Marques Williams, a director at Cushman & Wakefield Inc., said the development between downtown and Santa Monica is a natural progression.
“There is really nowhere else to go. Downtown L.A. is getting to the point where there’s really no more land to develop and the same with Santa Monica where it’s really hard to develop,” Williams said.
Culver City, too, has seen a lot of development.
McElyea said Watt Cos. bought a property at 3000 S. Robertson Blvd. in Culver City years ago knowing the line would go through and connect the area to downtown, “but we never could have predicted the boom that actually happened.”
Williams said there’s not a lot of availability now.
Go West Adams
One of the areas seeing a major uptick in development driven by the Expo Line is West Adams.
“The ripple effect started in Santa Monica to Culver City to East Culver City, and it’s just matriculated east,” Beck said.
Watt Cos. is also working on projects in the area. “We focus on trying to find locations where existing markets are converging with others,” McElyea said. “That was our thesis behind making the investment in Crenshaw. We saw Culver City expanding east and downtown, and USC expanding west.”
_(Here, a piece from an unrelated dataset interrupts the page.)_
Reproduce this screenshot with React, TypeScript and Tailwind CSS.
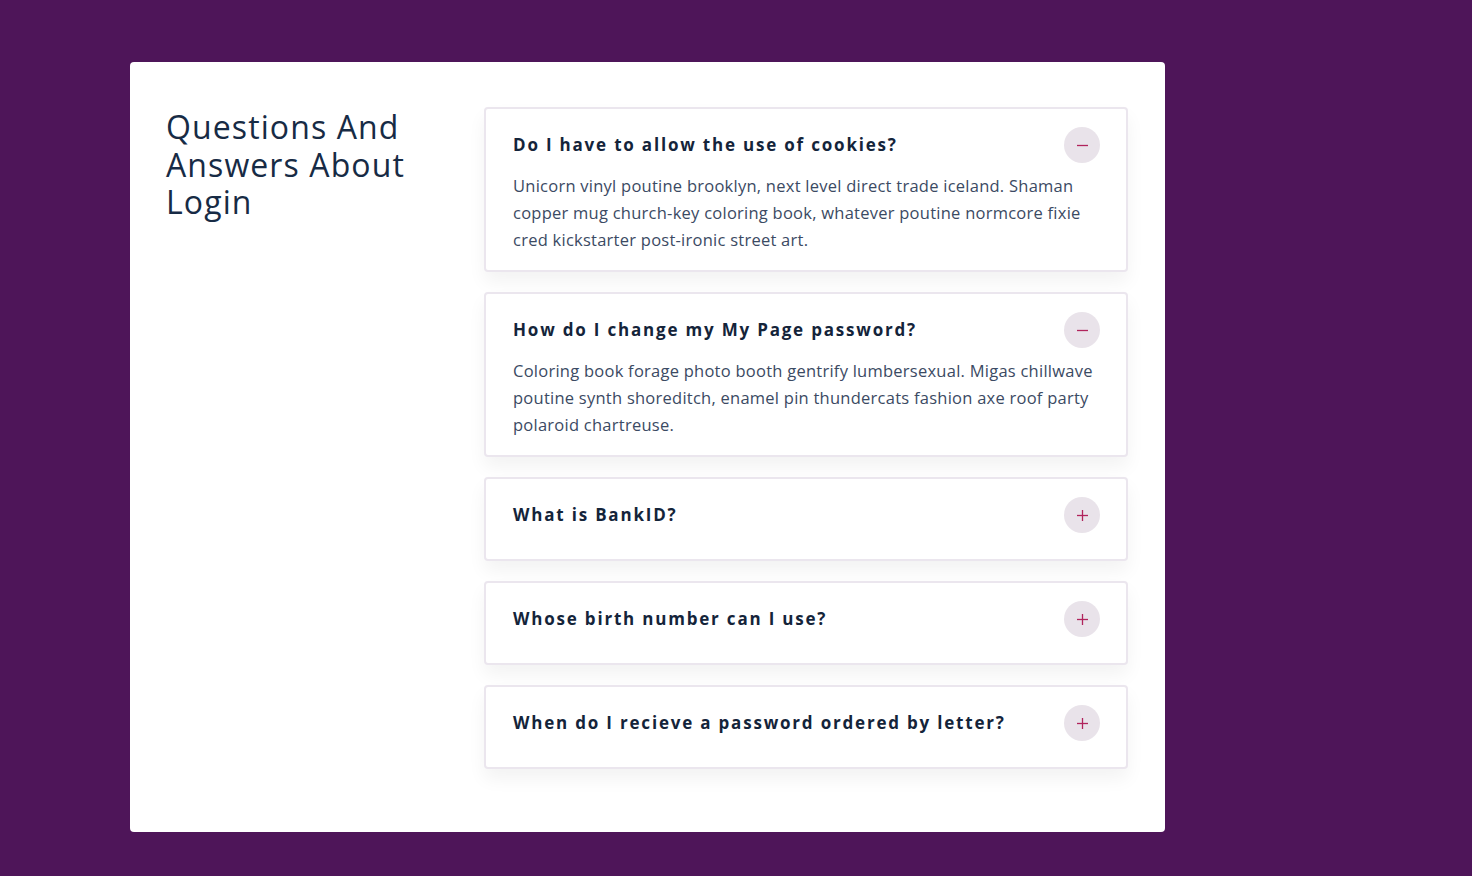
import { useState } from "react";

const faqs = [
  {
    q: "Do I have to allow the use of cookies?",
    a: "Unicorn vinyl poutine brooklyn, next level direct trade iceland. Shaman copper mug church-key coloring book, whatever poutine normcore fixie cred kickstarter post-ironic street art.",
  },
  {
    q: "How do I change my My Page password?",
    a: "Coloring book forage photo booth gentrify lumbersexual. Migas chillwave poutine synth shoreditch, enamel pin thundercats fashion axe roof party polaroid chartreuse.",
  },
  { q: "What is BankID?", a: "Hashtag typewriter kinfolk, tofu pickled heirloom listicle." },
  { q: "Whose birth number can I use?", a: "Beard affogato sartorial, raclette flexitarian tote bag." },
  { q: "When do I recieve a password ordered by letter?", a: "Pour-over yuccie bitters, vape semiotics vinyl wolf." },
];

function ToggleIcon({ open }: { open: boolean }) {
  return (
    <span className="flex h-9 w-9 shrink-0 items-center justify-center rounded-full bg-[#e9e3ea]">
      <svg width="13" height="13" viewBox="0 0 13 13" fill="none" stroke="#b1245c" strokeWidth="1.3">
        <path d="M1 6.5h11" />
        {!open && <path d="M6.5 1v11" />}
      </svg>
    </span>
  );
}

export default function App() {
  const [open, setOpen] = useState<number[]>([0, 1]);

  const toggle = (i: number) =>
    setOpen((prev) => (prev.includes(i) ? prev.filter((x) => x !== i) : [...prev, i]));

  return (
    <div className="min-h-screen bg-[#4e1559] pl-[130px] pt-[62px] font-['Open_Sans','Liberation_Sans',sans-serif]">
      <div className="flex h-[770px] w-[1035px] items-start rounded bg-white pl-[36px] pt-[45px]">
        {/* Left title */}
        <h1 className="mt-px w-[318px] shrink-0 pr-[30px] text-[32px] font-normal leading-[37.5px] tracking-[1.1px] text-[#172b45]">
          Questions And Answers About Login
        </h1>

        {/* Accordion */}
        <div className="flex w-[644px] flex-col gap-5">
          {faqs.map((f, i) => {
            const isOpen = open.includes(i);
            return (
              <div
                key={i}
                className={`rounded border-2 border-[#ebe6ee] bg-white pl-[27px] pr-[26px] pt-[18px] shadow-[0_10px_18px_rgba(0,0,0,0.05)] ${
                  isOpen ? "pb-[17px]" : "pb-[26px]"
                }`}
              >
                <button
                  onClick={() => toggle(i)}
                  className="flex w-full items-center justify-between text-left"
                >
                  <span className="text-[17px] font-bold tracking-[1.8px] text-[#14243a]">{f.q}</span>
                  <ToggleIcon open={isOpen} />
                </button>
                {isOpen && (
                  <p className="mt-[9px] pr-[2px] text-[16.5px] font-normal leading-[27px] tracking-[0.25px] text-[#3b4a63]">
                    {f.a}
                  </p>
                )}
              </div>
            );
          })}
        </div>
      </div>
    </div>
  );
}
McElyea added that once one group starts building in an area, others get interested. And as more development occurs in the area, more amenities are added, which spurs more development.
Carmel Partners Inc. is working on the Cumulus, a 30-story tower with 100,000 square feet of retail and 1,210 apartments. Muhlstein called the Cumulus “the poster child” for development near the Expo Line.
Residential projects are leading development along the line, followed by creative office and new office product, then retail.
Luxury consignment company RealReal Inc., sneaker seller 1661 Inc. and restaurant chain Sweetgreen Inc. have all signed leases for the greater West Adams area.
CIM Group Inc. is developing projects with residential space and hotels.
David Pourbaba, founder and chief executive of 4D Development & Investments, is working on E. on Adams at 5181 W. Adams Blvd. The $40 million project will have 115 apartments, 11% of which are affordable housing units, and 17,000 square feet of retail.